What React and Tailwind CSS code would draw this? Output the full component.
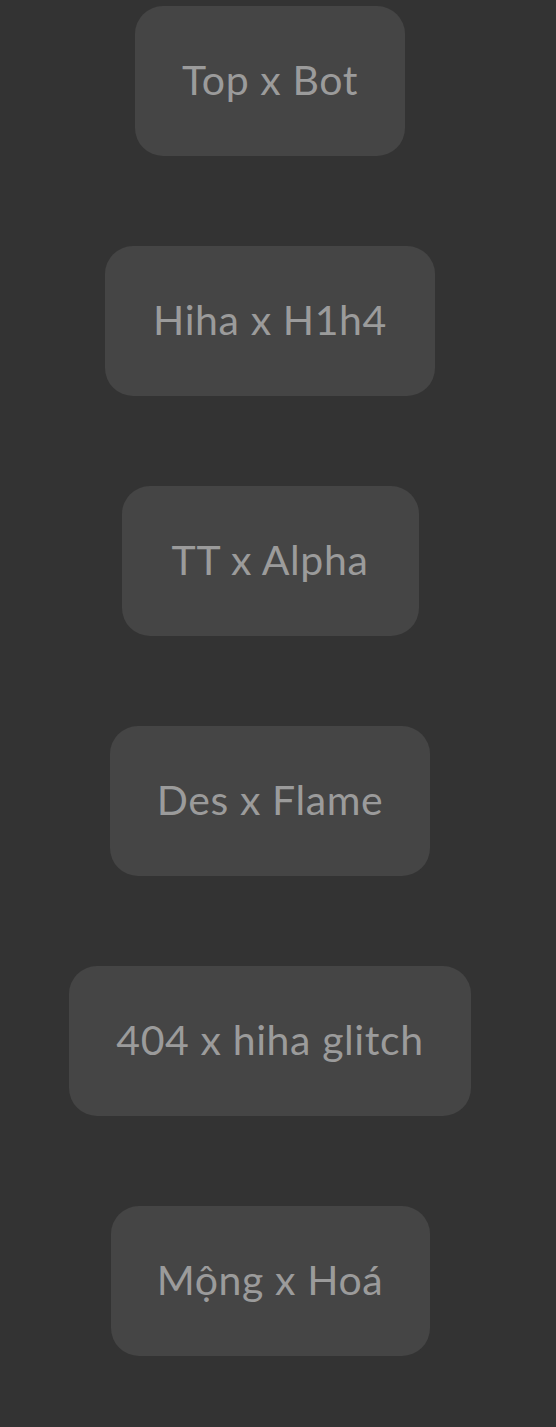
export default function App() {
  const items = [
    { t: "Top x Bot", w: "w-[270px]" },
    { t: "Hiha x H1h4", w: "w-[330px]" },
    { t: "TT x Alpha", w: "w-[297px]" },
    { t: "Des x Flame", w: "w-[320px]" },
    { t: "404 x hiha glitch", w: "w-[402px]" },
    { t: "Mộng x Hoá", w: "w-[319px]" },
  ];
  return (
    <div className="min-h-[1427px] bg-[#333333]">
      <div className="w-[540px] flex flex-col items-center gap-[90px] pt-[6px]" style={{ fontFamily: "Lato, 'Noto Sans', sans-serif" }}>
        {items.map(({ t, w }) => (
          <div key={t} className={`${w} h-[150px] flex items-center justify-center pb-[3px] rounded-[28px] bg-[#454545] text-[#9b9b9b] text-[41px] tracking-[0.6px] whitespace-nowrap`}>
            {t}
          </div>
        ))}
      </div>
    </div>
  );
}
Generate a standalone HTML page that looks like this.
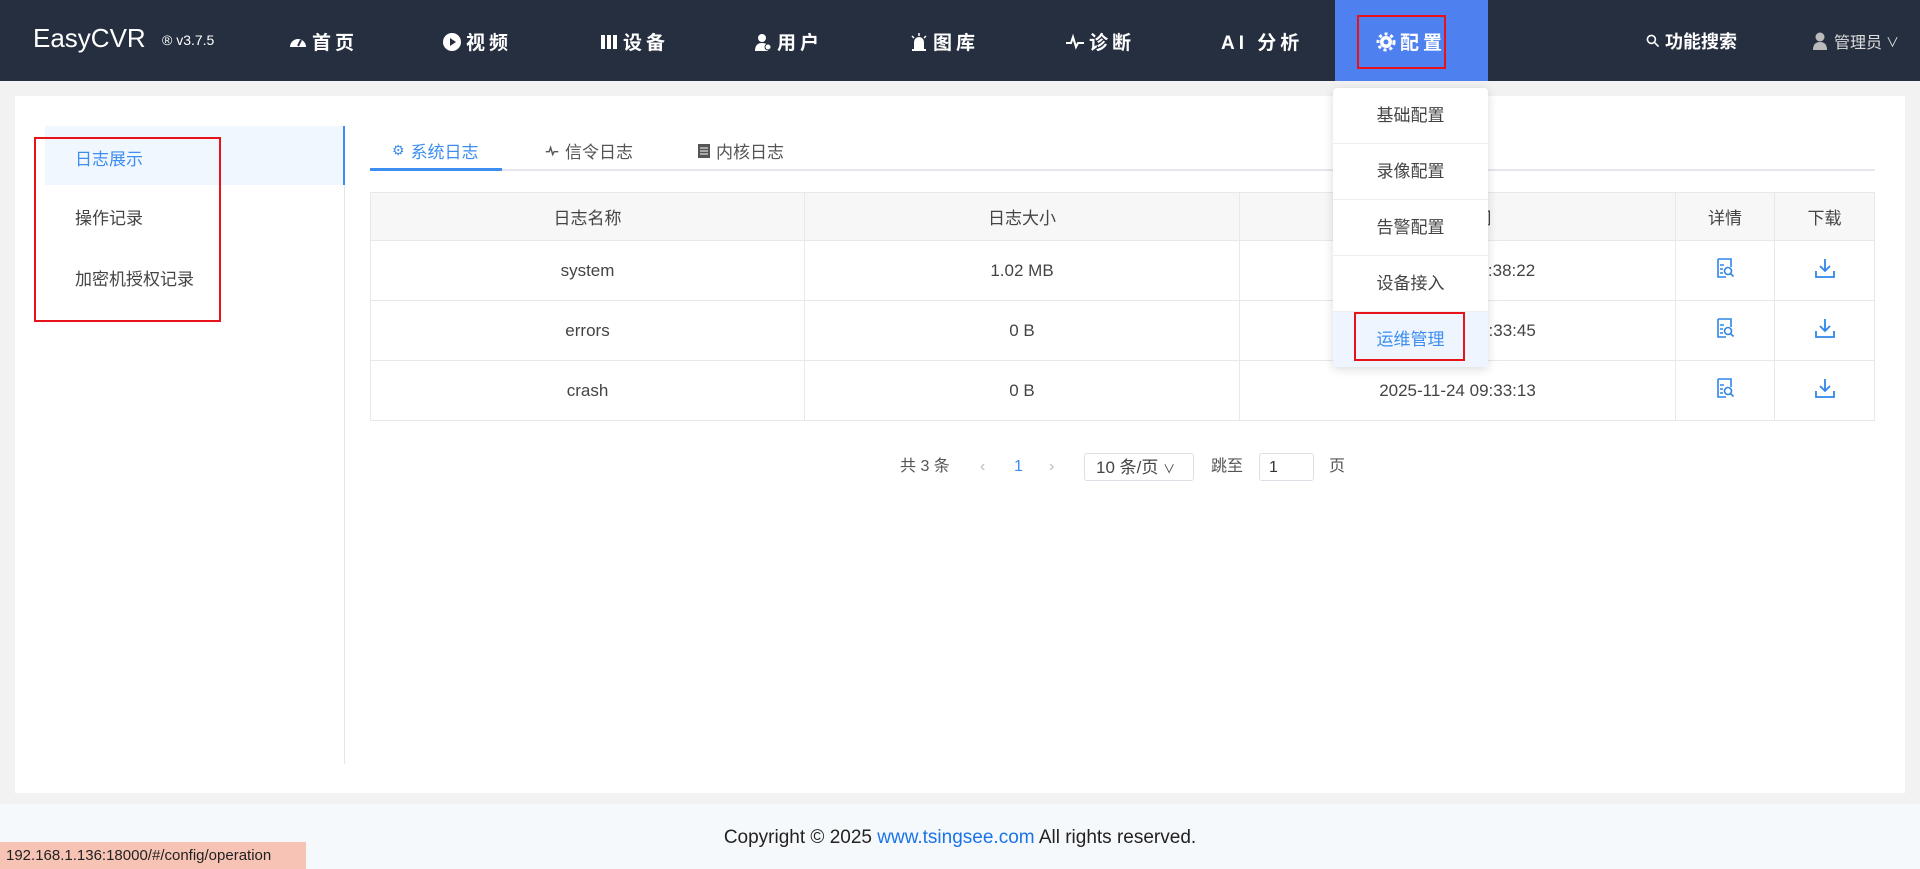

◆ ◆ ◆ ◆ ◆

Identify lines with the string "this". Copy each one.

Finished exercise:
What React and Tailwind CSS code would draw this? Output the full component.
Generate a standalone HTML page that looks like this.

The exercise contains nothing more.